Art Dates & Location
July 9th – August 31st
Mann Art Gallery
142 12 St W
Prince Albert, SK S6V 3B5
Heather Benning and Tim Moore were curated by Mann Art Gallery.
Heather Benning's Artist Bio
Heather Benning currently lives and works in rural Saskatchewan. She completed a bachelor of fine arts degree from Nova Scotia College of Art and Design in 2004, and a master of sculpture at Edinburgh College of Art in 2009. Between her degrees, Benning returned to Saskatchewan, where she completed several large-scale, site-specific installations. She has had numerous solo and group shows throughout Canada (Nova Scotia, Manitoba and Saskatchewan, Ontario) and abroad (United States, Spain, Germany, Austria, Scotland, England and France). Heather’s work has been reviewed in Canadian Art magazine, Sculpture magazine, Espace and Uppercase Magazine, Studio Magazine, The Nation Post, etc. Her Film, The Dollhouse, (documentation of the decommissioning of her site specific sculpture, Dollhouse) screened 23 film festivals in 16 countries, including the Vancouver International Film Festival, and Glasgow Short Film Festival.
Tim Moore's Artist Bio
Tim Moore is a Metis Artist whose work revolves around identity within the Canadian post-colonial constructs. His artistic practice copes primarily with the stigma of being from a mixed Canadian heritage. Moore’s professional work wrestles with human social anxiety and how this shapes our individual and collective identities. Moore's work focuses on the Metis identity as well as contemporary Indigenous issues. His work shows in both solo and group exhibitions throughout Saskatchewan and across the country. In 2009 his work was included in the exhibition “Mind the Gap”. Organized by the Dunlop Art Gallery, Regina Sk. This exposure led to his inclusion in “The Painting Project”. A survey of new painting trends in Canada, organized by Les Gallerie L’UQAM, Montreal and featured on the Virtual Museum of Canada web site. Tim is also the chairperson for IPAC, The Indigenous Peoples Artists Collective of Prince Albert Inc. Moore has been shortlisted for numerous public art commissions and is currently represented by Galerie 3, Quebec City, Quebec.

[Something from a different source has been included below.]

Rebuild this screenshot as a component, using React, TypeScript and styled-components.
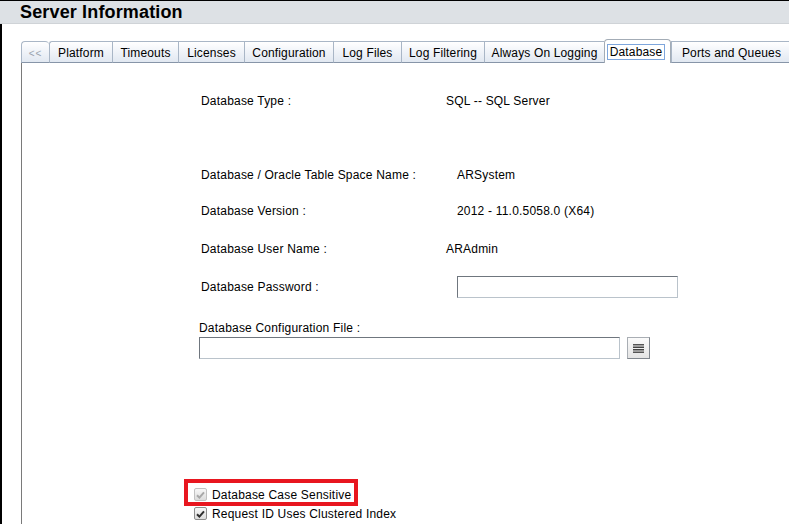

Go Forth and Prosper is a 6 ½’ x 2’ x 7’ (approx.) sculpture commissioned for Roadside Attractions. It consists of a larger then life rear-view mirror. The body of the sculpture is created with foam and resin. The “mirror” will be a collage of the North Saskatchewan River with markings to indicate significant moments of Saskatchewan’s history.
Growing up in Saskatchewan, there is almost always the assumption that one will leave, whether it be for education, economic advancement, isolation, or the notion of “greener grass.” Both Moore and Benning have left the province for these reasons, but have also returned to be a part of the growing Saskatchewan arts community. The use of the rear-view mirror is to indicate memory, a longing for what is left behind when one leaves, and like a mirror, our memories of Saskatchewan becomes distorted a bit more black and white, a lot less grey. You choose to remember either the good or the bad; what will bring you back or what will keep you away.